The following is an indication of the time required:
Activity | Workload |
Lectures | 36 |
Plenary sessions where experiments and student presentations will take place | 6 |
Preparation for lectures | 78 |
Preparation of class-work assignments | 40 |
Preparation for the final exam | 40 |
Total recommended workload | 200 |
Examination
This is a course with continuous assessment (several exam components) and one final exam code. Each exam component is graded by using points on a scale from 0-100. The components will be weighted together according to the information below in order to calculate the final letter grade for the examination code (course). Students who fail to participate in one/some/all exam elements will get a lower grade or may fail the course.

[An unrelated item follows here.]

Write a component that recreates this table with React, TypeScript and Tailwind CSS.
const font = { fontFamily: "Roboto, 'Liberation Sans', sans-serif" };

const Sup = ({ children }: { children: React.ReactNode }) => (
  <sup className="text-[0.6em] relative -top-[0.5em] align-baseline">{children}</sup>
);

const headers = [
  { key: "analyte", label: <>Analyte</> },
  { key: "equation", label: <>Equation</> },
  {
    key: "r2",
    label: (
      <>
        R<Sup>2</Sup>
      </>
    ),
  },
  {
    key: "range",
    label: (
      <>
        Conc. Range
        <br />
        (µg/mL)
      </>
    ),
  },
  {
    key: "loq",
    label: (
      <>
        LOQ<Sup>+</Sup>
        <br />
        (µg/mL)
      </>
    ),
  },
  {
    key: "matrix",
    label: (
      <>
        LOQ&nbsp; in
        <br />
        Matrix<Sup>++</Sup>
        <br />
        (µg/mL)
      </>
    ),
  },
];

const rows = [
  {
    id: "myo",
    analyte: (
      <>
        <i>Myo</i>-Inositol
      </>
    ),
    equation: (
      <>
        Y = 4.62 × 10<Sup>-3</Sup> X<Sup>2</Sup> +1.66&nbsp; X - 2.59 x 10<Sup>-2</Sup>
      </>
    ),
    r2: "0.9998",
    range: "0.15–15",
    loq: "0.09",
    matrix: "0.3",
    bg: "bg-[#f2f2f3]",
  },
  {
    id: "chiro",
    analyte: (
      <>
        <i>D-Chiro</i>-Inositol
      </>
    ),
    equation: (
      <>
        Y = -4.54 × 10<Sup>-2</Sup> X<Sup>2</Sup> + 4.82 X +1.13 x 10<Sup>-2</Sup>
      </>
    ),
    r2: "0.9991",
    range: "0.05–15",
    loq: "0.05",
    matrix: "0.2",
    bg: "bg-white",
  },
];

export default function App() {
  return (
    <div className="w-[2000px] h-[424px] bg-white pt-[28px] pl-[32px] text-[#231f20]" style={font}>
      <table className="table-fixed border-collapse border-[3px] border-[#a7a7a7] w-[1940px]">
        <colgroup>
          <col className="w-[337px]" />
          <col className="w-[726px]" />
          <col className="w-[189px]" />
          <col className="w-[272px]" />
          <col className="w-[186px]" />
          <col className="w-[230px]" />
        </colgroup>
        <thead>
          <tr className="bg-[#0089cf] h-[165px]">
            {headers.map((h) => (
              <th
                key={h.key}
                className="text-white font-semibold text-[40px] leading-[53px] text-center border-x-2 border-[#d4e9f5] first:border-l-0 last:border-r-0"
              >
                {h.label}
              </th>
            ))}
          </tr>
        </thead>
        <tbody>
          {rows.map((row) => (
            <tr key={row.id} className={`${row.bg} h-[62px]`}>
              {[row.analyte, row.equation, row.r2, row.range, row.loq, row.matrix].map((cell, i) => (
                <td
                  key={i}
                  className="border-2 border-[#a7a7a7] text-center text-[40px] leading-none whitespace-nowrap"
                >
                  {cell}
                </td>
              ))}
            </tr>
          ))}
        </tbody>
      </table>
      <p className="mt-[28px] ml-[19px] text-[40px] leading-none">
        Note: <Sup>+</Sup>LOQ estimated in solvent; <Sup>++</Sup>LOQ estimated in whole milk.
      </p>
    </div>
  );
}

The final grade in the course will be based on the following components and weightings:
- 40% class-work (15% students' presentations of articles, 15% class participation, 10% two problem sets)
- 60% 3-hour written final exam.
You will find detailed information about the point system and the cut off points with reference to the letter grades on the course site on itslearning. Specific information regarding student evaluation beyond the information given in the course description will be provided in class. This information may be relevant for requirements for term papers or other hand-ins, and/or where class participation can be one for several elements of the overall evaluation.
Examination code(s)
FIN 36171 – Process evaluation, counts 100% towards the final grade in the course FIN 3617 Behavioural Finance, 7,5 ECTS.
Examination support materials
Interest tables and BI approved exam calculator. Examination support materials at written examinations are explained under examination information in the student portal @bi. Please note use of calculator and dictionary in the section on support materials (https://at.bi.no/EN/Pages/Exa_Hjelpemidler-til-eksamen.aspx).
Re-sit examination
Re-sit examination is offered at the next scheduled course.
At re-sit it will be required that the entire evaluation process is conducted again, and that students who do not achieve points in one or more exam components will get a lower grade or fail the course. Previously conducted examination components will not be part of the assessment for a new character.